Френсис вспомнил левую руку Скиппи Магайера и то первое лето на выезде - в Дейтоне. Скиппи, питчер, жил с Френсисом в одной комнате: высокий, левша, он не ходил, а вышагивал, и на своей "горке" он преображался в какого–то царя горы. Он вообще, если хотел, мог выступать гоголем, даже стоя на месте. А потом его левая рука стала трескаться - сперва пальцы, потом ладонь. Он обихаживал ее: смазывал, держал на солнце, купал в английской соли и в пиве, но рука не заживала. А когда менеджер команды начал проявлять недовольство, Скиппи, плюнув на трещины, побросал десять минут на тренировке, после чего мяч стал красным, а ладонь и пальцы превратились в горсть кровавой каши. Менеджер сказал Скиппи, что он болван, и отчислил его вместе с негодной рукой из команды.
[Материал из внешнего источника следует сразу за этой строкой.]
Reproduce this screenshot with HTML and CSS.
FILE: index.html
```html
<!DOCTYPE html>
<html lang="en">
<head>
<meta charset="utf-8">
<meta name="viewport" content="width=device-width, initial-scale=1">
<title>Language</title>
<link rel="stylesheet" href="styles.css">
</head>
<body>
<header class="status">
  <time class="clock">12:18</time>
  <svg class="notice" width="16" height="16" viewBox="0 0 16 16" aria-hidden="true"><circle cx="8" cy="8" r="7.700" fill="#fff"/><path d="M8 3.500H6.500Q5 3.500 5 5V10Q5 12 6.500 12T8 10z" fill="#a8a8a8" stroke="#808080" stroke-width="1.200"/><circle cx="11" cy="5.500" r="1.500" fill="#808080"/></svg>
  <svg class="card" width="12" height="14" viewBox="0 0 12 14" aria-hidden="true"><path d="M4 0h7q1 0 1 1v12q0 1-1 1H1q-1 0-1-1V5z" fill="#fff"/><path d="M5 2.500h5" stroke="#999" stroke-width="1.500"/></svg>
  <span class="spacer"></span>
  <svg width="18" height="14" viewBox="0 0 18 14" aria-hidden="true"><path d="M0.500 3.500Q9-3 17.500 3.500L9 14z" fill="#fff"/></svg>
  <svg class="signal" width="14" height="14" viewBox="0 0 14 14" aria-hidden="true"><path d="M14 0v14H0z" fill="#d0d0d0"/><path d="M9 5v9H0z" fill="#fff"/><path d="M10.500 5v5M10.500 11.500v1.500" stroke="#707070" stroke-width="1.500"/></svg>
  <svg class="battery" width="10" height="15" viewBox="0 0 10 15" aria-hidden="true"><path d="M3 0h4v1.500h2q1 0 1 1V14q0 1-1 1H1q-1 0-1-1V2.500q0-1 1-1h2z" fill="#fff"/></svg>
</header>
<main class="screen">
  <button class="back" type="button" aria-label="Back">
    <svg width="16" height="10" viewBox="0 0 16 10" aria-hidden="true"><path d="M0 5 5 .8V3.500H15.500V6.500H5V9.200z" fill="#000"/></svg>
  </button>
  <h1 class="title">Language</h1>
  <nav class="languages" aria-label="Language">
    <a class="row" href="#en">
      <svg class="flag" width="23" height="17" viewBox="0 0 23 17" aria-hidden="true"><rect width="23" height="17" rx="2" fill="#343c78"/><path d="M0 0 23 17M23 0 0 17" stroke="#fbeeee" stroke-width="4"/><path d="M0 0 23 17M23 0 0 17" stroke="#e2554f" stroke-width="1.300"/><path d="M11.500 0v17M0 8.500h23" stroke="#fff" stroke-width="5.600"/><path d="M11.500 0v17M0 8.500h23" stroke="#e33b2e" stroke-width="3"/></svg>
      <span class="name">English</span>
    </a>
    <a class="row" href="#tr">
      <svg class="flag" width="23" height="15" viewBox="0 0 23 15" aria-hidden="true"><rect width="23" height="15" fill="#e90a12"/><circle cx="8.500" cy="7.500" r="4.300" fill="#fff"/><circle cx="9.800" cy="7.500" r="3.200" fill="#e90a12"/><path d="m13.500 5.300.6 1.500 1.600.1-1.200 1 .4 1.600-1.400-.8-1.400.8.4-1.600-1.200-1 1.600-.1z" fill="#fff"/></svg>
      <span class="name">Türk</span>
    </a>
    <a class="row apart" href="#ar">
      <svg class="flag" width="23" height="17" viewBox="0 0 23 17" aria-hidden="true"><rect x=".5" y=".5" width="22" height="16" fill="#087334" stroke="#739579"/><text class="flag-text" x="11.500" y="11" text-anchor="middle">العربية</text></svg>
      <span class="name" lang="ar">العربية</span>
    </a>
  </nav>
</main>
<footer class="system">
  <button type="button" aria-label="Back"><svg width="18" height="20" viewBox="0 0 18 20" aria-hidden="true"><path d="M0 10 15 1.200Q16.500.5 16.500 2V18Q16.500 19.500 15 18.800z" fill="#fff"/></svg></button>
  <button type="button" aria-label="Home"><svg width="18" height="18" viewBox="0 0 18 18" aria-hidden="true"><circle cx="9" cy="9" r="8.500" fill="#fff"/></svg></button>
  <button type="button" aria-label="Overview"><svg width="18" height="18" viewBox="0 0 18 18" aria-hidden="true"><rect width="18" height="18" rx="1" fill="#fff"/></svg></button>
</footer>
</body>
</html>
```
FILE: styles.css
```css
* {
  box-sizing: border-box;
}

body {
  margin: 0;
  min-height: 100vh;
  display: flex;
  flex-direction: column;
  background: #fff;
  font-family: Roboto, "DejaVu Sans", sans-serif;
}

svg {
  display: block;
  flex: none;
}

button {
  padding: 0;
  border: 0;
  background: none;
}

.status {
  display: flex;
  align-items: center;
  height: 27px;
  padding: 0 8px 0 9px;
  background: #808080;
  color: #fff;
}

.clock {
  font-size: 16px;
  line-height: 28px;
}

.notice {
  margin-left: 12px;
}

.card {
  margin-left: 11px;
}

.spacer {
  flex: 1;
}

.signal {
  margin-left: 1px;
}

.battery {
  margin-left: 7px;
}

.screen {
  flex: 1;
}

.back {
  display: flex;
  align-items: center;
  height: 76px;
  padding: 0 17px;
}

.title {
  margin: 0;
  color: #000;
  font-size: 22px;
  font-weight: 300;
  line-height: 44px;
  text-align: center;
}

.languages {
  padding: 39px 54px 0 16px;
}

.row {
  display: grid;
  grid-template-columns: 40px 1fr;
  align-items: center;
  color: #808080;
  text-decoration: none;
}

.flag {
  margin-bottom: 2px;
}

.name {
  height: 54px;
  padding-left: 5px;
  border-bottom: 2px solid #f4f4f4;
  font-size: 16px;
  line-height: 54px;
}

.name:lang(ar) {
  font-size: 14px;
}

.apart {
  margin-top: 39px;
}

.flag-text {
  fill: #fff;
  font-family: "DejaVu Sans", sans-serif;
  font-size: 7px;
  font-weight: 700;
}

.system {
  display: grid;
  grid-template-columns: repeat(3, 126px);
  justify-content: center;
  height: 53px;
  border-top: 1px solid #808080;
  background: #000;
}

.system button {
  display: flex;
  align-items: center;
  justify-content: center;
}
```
В ту ночь Скиппи проклял менеджера, напился сильнее обычного, растопил угольную печку, хотя был август, а когда пламя разгорелось, залез в нее рукой и выхватил горсть пылающих углей. Он показал иуде–руке, где раки зимуют. Чтобы спасти ее, врачу пришлось отрезать три пальца.
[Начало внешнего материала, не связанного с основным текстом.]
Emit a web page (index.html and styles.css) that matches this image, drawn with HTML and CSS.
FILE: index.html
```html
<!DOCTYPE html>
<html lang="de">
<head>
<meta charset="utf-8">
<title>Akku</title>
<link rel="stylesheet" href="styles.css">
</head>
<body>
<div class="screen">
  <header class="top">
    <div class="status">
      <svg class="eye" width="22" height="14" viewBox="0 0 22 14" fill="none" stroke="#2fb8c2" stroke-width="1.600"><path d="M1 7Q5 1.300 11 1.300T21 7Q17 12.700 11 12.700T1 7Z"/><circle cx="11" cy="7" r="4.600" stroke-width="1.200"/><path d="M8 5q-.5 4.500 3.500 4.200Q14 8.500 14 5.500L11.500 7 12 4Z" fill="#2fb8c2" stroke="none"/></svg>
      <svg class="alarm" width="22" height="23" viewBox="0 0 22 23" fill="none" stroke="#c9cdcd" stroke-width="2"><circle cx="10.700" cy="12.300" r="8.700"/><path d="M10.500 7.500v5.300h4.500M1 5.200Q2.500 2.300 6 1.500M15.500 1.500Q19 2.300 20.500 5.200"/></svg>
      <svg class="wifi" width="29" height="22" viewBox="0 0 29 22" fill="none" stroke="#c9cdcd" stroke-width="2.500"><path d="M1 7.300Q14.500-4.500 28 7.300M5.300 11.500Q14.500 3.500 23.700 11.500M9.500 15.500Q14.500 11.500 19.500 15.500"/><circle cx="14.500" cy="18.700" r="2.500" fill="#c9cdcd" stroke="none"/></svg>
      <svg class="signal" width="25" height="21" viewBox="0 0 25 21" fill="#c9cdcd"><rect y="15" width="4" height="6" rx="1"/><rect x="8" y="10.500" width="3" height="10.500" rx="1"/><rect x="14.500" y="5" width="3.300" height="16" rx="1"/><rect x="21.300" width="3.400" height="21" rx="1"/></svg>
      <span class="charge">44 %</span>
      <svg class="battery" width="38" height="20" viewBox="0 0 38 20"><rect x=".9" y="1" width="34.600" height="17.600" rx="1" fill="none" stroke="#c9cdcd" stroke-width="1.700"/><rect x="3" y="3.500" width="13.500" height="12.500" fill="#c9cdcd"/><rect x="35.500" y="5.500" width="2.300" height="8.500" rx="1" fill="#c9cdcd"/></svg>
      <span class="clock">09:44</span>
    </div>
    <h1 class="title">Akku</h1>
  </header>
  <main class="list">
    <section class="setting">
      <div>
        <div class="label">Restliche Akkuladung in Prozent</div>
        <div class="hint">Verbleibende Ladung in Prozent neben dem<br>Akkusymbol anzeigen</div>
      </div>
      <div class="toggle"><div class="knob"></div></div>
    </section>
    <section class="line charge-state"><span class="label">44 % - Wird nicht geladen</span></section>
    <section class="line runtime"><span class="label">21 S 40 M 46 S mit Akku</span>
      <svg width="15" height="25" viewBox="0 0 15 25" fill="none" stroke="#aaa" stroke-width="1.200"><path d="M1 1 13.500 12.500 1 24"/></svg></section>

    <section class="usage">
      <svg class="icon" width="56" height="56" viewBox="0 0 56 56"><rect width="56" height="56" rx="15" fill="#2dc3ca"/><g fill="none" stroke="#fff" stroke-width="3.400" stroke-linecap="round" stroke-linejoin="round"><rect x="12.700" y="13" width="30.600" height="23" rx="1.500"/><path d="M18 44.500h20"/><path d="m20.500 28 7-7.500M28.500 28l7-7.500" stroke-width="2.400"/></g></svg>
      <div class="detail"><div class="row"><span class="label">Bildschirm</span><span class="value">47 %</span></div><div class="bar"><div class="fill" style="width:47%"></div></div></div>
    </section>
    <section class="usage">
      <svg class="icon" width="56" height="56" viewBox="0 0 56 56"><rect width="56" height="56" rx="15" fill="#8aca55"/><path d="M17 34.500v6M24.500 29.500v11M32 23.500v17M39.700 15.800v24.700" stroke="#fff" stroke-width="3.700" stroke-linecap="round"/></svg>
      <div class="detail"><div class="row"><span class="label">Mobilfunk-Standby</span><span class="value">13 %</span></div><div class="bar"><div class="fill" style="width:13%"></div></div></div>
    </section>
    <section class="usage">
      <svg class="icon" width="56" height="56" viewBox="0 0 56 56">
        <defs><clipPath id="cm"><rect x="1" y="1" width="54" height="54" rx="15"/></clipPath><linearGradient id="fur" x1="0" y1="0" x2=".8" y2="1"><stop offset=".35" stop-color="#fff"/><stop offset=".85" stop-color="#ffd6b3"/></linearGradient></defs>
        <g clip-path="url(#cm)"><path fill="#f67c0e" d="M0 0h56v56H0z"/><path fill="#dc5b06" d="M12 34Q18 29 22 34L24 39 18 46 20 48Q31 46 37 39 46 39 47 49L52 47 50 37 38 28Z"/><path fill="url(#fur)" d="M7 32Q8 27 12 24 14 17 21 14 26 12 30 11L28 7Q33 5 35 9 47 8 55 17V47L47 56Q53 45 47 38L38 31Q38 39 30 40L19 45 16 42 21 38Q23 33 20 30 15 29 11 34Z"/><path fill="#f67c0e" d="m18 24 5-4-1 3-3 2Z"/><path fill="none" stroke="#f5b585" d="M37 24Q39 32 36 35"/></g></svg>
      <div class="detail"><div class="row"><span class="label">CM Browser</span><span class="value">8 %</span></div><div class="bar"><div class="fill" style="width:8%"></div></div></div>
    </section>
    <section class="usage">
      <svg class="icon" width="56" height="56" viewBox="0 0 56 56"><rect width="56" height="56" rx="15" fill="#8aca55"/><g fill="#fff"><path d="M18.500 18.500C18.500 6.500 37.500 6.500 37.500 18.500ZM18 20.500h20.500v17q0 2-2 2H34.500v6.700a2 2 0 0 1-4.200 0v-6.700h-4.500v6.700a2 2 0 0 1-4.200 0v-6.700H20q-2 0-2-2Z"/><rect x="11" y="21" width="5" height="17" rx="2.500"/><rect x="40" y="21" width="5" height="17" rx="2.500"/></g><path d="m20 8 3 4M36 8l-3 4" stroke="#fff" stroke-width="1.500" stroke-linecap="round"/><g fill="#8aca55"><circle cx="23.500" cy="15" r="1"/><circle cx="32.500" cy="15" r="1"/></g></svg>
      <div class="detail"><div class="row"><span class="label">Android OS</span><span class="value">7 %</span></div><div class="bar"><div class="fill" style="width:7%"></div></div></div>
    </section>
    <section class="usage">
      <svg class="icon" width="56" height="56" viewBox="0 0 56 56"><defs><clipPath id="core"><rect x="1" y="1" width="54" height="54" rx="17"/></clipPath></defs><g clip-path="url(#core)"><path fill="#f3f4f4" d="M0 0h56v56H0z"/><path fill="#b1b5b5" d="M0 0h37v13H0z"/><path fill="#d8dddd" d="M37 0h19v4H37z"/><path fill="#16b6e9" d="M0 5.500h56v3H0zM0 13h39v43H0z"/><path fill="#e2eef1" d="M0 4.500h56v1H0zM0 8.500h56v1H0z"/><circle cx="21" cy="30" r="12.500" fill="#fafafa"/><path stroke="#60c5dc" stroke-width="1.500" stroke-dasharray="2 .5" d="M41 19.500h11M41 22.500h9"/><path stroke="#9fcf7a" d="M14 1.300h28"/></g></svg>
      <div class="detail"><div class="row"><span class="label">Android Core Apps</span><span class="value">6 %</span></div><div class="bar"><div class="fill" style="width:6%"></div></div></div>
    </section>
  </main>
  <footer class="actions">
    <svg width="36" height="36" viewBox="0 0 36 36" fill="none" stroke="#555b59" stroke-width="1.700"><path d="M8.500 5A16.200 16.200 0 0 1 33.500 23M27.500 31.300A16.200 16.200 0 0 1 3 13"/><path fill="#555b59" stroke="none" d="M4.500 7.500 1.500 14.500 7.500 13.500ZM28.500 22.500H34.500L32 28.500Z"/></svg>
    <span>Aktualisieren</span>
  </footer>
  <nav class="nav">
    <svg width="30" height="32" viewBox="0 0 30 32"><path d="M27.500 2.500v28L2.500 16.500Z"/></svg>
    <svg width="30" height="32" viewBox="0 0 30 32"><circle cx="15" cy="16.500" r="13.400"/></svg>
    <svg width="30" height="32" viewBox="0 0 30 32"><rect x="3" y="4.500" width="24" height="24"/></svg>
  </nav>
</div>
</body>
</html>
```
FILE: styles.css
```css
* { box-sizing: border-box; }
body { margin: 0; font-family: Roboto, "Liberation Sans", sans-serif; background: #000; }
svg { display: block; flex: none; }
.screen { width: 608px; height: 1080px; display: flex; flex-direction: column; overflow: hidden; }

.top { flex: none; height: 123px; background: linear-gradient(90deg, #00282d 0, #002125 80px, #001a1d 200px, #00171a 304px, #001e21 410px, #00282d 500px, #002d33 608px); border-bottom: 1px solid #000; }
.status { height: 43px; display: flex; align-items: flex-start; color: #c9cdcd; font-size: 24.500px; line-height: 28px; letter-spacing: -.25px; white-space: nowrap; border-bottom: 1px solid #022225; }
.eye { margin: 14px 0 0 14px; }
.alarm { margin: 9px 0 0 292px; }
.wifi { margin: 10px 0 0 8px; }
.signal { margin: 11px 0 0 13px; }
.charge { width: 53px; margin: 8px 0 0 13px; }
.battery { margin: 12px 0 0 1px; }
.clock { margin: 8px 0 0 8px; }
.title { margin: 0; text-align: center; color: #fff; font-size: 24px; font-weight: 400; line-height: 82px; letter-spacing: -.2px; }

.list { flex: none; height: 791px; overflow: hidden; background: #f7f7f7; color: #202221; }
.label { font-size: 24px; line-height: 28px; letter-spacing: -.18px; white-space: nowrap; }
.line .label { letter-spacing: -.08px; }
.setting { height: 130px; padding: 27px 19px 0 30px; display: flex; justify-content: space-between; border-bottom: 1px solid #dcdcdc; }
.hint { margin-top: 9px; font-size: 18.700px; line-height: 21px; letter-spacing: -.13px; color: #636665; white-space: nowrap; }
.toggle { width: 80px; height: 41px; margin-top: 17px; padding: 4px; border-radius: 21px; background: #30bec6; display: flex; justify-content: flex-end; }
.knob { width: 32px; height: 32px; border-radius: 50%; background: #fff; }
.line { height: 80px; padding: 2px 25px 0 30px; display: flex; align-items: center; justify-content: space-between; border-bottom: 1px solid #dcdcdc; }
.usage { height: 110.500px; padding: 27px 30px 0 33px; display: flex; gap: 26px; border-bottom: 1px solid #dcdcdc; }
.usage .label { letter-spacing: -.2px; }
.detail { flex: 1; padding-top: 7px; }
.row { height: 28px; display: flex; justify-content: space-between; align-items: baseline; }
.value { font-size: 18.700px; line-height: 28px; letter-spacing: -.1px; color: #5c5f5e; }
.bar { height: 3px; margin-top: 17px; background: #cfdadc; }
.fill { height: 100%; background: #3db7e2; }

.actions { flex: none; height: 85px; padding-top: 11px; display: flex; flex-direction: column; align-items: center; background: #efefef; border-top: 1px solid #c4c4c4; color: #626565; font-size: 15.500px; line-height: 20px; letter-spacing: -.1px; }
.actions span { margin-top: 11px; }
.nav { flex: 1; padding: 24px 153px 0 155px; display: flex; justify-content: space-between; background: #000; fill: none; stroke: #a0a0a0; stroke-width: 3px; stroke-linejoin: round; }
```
Ну, кое–кому вроде Росскама Френсис, может, и покажется тронутым, но так, как Скиппи, он никогда бы не поступил. Верно? Он смотрел на руки, соединял шрамы с воспоминаниями. Бузила Дик отнял один палец. Неровный шрам пониже мизинца… этот - от безумного приступа жажды, когда он ночью разбил кулаком витрину в Чайна–тауне, чтобы добыть бутылку вина. В драке с бродягой, который хотел поиметь Элен на Восьмой авеню, он сломал первую фалангу среднего пальца - срослась криво. Какой–то бешеный в Филадельфии хотел украсть у Френсиса шляпу и откусил ему кончик большого пальца на левой руке. Но Френсис с ними рассчитался. Каждый шрам был отмщен, и Френсис помнил этих гусей всех до единого - почти все, должно быть, уже погибли, и может, от собственной руки. Или от руки Френсиса?

Бузила Дик.

Гарольд Аллен.

Последнее имя вдруг подействовало как волшебный ключ к биографии Френсиса. Впервые в жизни он почувствовал, что двигала им не сознательная воля, а нечто иное; приоткрылась закономерность в поступках, панорама всех совершенных им насилий: сколько же людей погибли от его руки, или были изувечены, или, как с этой парой изумленных и безымянных теней, в скольких смертях его буйный нрав был повинен косвенно? Он хромал теперь и всегда будет хромать с металлической пластиной в левой ноге - потому что человек украл у него бутылку апельсиновой воды. Он догнал этого шибздика и отобрал бутылку. А шибздик ударил его топорищем и раздробил кость. И что же сделал Френсис? Бить такого мелкого было неудобно; Френсис ткнул его лицом в грязь и вырвал зубами кусок у него из затылка.

Есть вещи, которым я вовсе не хотел учиться, - такая мысль родилась у Френсиса.

А делал такое, чему и учиться не было нужды.

И я про это даже знать не желал.

Сейчас, когда Френсис глядел на свои руки, они казались ему посланцами из какого–то преступного угла его души, механиками самовольной роковой стихии в его жизни.

Он был у них в семье убийцей; насколько он знал, никто в его роду не жил так буйно. А ведь и он не искал такой жизни.

Но ты нацелился убить меня, молча сказал сидевший на задке тележки Гарольд Аллен.

- Нет, - не обернувшись, ответил Френсис. - Никого я не хотел убить. Причинить вред, поквитаться - да. Ну, разбить окно в трамвае, устроить шухер - в таком роде.

Но ты же знал, еще когда был начинающим, какой у тебя точный бросок. Гордился этим. Вот почему ты пришел в тот день на линию, вот почему все утро подбирал камни весом с бейсбольный мяч. Ты метил в меня, чтобы прослыть героем.

- Но не затем, чтоб убить.

Только выбить глаз, да?

Френсис вспомнил фигуру Гарольда Аллена в полный рост в трамвае - несомненно, мишень. Вспомнил координацию зрения с движением руки - дистанции и кистевого досыла. Всю жизнь он помнил, как повалился Гарольд Аллен, когда камень попал ему в лоб, под волосы. Френсис не слышал, но вечно воображал, какой звук произвел камень (летевший со скоростью километров сто десять в час), ударившись в череп Гарольда Аллена. Череп отозвался звуком глухим, но резким, отрывистым, решил он, как арбуз от удара бейсбольной биты.